== Task objective ==
Locate and copy each line in the data that contains the word "this".

== Material provided ==

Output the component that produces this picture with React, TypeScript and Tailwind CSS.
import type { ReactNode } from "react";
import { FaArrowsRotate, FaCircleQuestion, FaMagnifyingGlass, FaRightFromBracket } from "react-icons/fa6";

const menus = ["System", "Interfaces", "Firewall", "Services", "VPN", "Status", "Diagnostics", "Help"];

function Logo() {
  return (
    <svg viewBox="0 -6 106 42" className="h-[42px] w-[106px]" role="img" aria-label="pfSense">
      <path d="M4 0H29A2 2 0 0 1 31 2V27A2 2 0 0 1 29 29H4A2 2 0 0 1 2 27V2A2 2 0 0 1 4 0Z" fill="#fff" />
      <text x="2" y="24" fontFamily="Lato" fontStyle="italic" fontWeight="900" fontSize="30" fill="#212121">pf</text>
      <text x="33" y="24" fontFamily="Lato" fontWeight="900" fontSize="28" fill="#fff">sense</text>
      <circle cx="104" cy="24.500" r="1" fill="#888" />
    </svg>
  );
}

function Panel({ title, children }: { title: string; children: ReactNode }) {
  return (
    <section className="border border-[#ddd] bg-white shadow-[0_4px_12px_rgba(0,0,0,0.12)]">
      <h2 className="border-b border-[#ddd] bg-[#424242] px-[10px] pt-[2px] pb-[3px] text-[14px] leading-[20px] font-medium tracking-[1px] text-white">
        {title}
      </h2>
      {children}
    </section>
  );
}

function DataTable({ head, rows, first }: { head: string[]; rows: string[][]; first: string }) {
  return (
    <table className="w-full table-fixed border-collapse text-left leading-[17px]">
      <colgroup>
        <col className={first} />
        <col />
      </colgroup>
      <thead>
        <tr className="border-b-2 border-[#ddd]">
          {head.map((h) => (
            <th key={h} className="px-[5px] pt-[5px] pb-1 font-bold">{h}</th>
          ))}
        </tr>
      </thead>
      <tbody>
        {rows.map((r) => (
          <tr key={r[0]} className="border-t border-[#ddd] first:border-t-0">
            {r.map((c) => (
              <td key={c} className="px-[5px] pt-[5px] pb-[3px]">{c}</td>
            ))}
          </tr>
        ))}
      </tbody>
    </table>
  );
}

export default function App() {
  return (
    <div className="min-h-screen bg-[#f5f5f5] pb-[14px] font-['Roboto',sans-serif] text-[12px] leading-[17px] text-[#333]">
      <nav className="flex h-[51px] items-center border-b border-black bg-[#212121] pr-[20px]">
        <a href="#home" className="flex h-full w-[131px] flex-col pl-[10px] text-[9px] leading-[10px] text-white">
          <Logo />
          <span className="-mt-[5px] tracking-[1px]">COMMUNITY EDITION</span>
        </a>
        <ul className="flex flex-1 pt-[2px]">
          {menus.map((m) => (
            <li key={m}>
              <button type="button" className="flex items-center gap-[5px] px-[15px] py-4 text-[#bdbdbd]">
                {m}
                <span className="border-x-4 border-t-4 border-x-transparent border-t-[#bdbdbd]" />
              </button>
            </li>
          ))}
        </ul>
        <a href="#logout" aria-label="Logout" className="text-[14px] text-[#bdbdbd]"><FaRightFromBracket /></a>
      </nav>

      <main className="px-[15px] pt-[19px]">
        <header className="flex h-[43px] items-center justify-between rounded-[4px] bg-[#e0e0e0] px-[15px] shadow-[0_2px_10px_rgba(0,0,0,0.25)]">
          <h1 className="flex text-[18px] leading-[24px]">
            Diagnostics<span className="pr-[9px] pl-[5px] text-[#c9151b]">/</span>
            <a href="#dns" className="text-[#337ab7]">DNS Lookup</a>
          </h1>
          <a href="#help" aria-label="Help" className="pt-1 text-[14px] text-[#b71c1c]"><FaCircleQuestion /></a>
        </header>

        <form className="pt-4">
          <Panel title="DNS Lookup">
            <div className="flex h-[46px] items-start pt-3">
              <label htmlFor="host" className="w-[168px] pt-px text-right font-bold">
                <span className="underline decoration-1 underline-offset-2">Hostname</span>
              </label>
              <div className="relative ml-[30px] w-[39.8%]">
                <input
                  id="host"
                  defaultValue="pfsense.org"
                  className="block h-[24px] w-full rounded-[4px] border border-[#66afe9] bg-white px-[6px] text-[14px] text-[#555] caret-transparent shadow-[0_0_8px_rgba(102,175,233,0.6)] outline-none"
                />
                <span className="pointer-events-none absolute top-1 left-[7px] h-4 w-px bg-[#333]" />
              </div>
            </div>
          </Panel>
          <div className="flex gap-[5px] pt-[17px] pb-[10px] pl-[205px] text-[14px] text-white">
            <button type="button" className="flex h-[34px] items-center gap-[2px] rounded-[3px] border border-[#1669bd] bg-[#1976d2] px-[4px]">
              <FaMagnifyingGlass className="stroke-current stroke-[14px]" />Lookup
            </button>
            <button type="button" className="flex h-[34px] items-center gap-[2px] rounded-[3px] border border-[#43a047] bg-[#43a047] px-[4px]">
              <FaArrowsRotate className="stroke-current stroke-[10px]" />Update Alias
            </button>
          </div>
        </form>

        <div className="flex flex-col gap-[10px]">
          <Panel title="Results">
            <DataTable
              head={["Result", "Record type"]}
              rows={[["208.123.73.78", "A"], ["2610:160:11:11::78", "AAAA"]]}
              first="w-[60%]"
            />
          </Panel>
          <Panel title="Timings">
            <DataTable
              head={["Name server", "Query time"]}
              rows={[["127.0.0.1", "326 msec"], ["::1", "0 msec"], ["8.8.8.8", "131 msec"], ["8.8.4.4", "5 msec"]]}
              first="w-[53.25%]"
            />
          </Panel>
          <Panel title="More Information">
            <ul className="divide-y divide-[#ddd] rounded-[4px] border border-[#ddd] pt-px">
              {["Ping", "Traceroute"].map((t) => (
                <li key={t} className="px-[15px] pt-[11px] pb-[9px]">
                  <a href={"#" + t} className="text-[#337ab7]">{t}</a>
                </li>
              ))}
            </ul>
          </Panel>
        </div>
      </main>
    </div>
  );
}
---
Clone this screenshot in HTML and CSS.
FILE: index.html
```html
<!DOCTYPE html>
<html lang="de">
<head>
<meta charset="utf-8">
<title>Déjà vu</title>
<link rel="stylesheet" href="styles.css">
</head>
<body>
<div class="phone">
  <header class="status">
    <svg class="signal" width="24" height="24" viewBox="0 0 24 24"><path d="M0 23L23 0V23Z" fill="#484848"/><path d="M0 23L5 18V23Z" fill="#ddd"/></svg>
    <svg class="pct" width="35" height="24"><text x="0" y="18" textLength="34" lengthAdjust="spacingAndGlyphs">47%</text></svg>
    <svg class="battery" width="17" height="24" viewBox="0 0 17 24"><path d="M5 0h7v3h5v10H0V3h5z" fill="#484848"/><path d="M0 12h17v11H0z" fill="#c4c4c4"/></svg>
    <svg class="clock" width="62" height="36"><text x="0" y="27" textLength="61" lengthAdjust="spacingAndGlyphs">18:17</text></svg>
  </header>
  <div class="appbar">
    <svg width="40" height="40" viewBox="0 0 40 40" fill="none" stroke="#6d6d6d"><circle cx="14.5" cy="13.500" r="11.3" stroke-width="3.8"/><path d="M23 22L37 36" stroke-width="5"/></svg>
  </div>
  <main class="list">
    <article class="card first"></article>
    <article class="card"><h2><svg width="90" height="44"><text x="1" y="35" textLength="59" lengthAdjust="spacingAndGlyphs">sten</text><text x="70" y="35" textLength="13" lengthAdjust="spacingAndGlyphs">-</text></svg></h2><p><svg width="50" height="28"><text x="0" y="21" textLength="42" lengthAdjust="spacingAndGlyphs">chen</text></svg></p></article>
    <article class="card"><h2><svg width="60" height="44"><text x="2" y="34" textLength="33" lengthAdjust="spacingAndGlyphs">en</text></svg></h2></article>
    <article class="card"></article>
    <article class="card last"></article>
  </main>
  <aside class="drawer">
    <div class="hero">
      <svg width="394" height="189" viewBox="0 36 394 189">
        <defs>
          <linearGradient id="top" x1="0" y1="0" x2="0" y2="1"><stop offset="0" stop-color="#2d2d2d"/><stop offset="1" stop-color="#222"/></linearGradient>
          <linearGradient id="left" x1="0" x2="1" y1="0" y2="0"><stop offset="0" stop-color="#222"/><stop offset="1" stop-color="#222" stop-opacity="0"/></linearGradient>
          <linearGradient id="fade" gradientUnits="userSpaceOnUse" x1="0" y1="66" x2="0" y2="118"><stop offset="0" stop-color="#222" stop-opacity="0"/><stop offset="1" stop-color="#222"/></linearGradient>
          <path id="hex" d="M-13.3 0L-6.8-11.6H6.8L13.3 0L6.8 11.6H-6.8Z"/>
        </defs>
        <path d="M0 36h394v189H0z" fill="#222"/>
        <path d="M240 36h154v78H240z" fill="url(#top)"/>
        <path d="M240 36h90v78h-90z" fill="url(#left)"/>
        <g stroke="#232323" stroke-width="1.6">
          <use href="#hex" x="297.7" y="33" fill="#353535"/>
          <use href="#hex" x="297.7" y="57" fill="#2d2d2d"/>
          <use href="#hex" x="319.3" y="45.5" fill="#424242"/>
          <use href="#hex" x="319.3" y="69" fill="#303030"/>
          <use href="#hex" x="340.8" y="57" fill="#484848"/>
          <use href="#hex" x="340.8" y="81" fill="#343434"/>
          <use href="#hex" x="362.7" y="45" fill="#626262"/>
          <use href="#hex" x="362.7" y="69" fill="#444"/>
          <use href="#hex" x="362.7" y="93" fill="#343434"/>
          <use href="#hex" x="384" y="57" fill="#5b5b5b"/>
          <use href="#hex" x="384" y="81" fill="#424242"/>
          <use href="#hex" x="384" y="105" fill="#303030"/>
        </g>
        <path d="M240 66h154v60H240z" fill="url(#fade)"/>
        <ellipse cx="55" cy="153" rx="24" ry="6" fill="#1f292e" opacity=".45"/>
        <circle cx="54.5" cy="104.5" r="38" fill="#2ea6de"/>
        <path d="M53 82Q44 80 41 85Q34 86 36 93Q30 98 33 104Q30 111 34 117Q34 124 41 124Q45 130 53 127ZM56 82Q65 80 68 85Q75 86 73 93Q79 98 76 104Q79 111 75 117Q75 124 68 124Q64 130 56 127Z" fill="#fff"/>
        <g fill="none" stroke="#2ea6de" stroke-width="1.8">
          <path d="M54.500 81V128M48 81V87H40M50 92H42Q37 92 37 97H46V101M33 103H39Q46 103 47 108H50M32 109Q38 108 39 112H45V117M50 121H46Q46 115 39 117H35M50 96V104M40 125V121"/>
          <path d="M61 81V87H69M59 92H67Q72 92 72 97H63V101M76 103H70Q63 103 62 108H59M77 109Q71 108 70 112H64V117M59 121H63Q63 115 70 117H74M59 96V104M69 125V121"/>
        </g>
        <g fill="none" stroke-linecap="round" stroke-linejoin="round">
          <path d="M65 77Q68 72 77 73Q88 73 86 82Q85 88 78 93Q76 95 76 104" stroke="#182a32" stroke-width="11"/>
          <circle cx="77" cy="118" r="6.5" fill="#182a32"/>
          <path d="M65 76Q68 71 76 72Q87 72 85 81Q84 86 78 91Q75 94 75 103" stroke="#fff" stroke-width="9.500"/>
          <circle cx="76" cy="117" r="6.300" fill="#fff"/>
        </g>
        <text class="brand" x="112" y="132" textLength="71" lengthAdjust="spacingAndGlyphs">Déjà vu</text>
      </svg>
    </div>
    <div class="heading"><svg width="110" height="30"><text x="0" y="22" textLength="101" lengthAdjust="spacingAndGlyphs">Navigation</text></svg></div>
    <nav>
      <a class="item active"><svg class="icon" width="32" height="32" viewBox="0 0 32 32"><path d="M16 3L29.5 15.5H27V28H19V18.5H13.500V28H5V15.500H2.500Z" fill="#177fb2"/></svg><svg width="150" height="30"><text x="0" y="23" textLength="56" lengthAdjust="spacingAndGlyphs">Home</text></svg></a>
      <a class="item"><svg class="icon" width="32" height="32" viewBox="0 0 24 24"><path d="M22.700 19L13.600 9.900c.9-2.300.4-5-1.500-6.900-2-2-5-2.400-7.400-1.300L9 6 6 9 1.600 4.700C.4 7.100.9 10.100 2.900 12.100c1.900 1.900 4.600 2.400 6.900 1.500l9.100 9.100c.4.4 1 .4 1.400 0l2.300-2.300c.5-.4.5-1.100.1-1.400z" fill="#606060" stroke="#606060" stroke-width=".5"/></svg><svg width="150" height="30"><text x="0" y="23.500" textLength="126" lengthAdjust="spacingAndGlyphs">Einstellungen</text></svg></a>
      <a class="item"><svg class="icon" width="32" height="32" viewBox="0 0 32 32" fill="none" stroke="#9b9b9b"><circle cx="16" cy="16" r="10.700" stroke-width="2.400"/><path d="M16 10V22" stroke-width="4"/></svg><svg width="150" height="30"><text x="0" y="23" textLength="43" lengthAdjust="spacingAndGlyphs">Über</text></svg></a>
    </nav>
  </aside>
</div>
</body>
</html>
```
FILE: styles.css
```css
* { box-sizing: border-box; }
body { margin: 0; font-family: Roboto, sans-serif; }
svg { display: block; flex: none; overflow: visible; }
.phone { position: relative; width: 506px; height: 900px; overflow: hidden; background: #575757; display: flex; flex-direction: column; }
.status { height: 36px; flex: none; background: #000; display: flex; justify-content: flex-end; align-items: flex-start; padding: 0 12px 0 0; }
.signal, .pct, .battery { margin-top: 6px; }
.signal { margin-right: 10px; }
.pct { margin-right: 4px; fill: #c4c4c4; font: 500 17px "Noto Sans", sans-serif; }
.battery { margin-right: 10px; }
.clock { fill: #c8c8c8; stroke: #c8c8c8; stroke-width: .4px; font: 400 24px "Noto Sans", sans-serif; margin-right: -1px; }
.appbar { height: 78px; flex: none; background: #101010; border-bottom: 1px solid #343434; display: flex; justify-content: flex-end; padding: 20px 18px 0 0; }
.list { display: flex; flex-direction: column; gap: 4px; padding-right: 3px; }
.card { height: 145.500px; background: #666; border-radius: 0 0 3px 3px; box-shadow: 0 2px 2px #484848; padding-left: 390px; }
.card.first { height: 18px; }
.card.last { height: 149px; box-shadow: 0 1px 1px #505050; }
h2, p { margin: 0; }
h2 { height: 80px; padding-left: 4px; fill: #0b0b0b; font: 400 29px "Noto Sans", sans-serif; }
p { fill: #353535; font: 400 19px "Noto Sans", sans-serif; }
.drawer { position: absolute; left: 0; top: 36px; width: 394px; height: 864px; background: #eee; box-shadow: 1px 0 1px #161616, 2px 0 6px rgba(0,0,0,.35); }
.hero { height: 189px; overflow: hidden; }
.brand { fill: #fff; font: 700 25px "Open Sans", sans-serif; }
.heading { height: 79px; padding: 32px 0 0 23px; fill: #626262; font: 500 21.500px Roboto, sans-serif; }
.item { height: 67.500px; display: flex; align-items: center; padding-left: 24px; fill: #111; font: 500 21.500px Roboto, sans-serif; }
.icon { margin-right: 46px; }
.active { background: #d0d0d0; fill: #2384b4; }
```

== Result of the task ==
Output the component that produces this picture with React, TypeScript and Tailwind CSS.
Clone this screenshot in HTML and CSS.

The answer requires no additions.